Friday, February 18, 2011
Waiting: Good or Bad?
We are trying to finish up our second dossier paperwork. We are waiting on our background check. The only other papers we are missing, I think, include our employment verification, copy of our I-171 and our medical form. We will most likely have to re-do some blood work. We had some testing done a year ago. The verdict is still out, but I think I can probably safely call the doctor and have the lab work rescheduled. We can always cancel if we get good news. So, we are close. I don't feel ready, but I suppose I never will. Oh, I am anxious to have our little guy home, but I am not ready actually. His room is a disaster. We don't have any real supplies, toys, clothes, or furniture. We don't have enough funds yet. We still have online classes and books to finish. I don't want things to slow down, but I do want to get more stuff done. This has become a time of wishing for more hours in the day. Things will happen though. People are planning baby showers. We will have at least one more big fundraiser. Tomorrow we have set aside the day to working in his room. I will have to take before and after pictures.
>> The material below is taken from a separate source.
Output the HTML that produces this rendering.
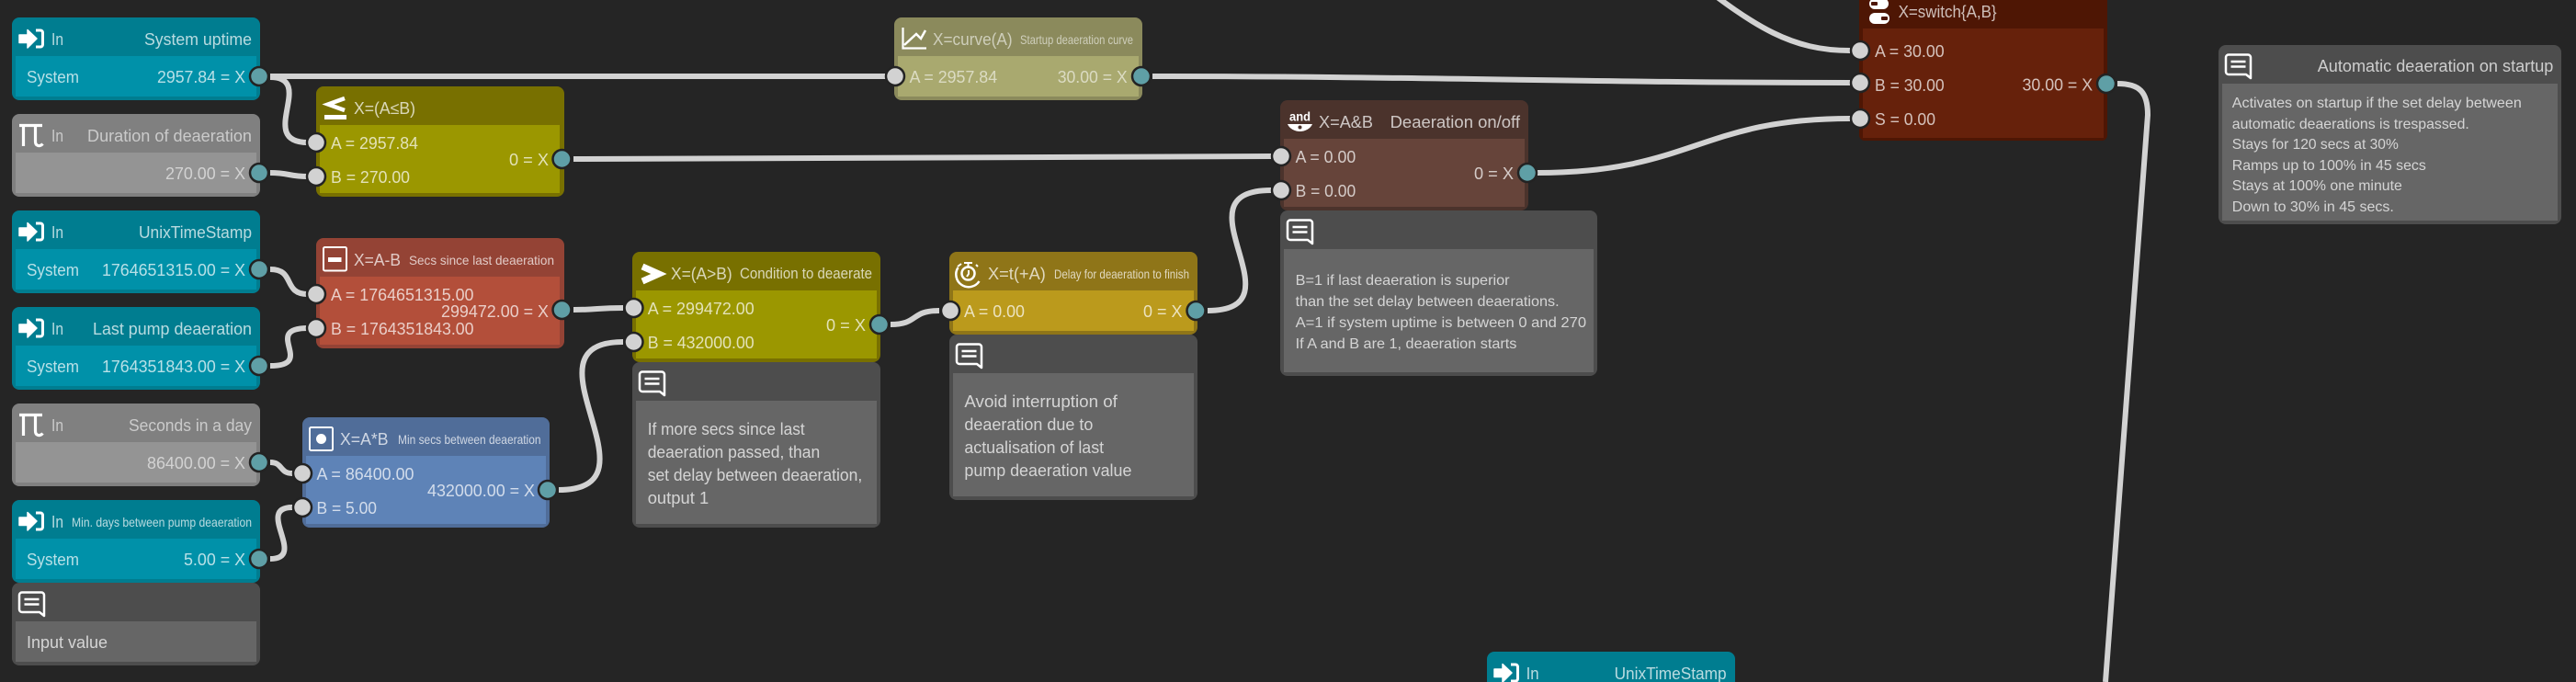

Of course the before will be a little embarrassing. I think often of the first book I read. It talked rather in-depth about ways to use this time of waiting. I think we have our time full, but something that author said stood out to me. They encouraged using this time to work on yourself, not just your home. Spend more time with God, invest in relationships, learn a new skill. Why not? I absolutely want to be best mother I can be and I need more mercy and wisdom from God to achieve that. I need to hold on to the people around me. I'm certainly going to need them in the days ahead. I actually love learning. I know. I'm in a small group, but I want to spend my whole life learning. Maybe that's why I enjoy my job so much. Four year olds teach me more than I think I ever teach them. So bring on the waiting!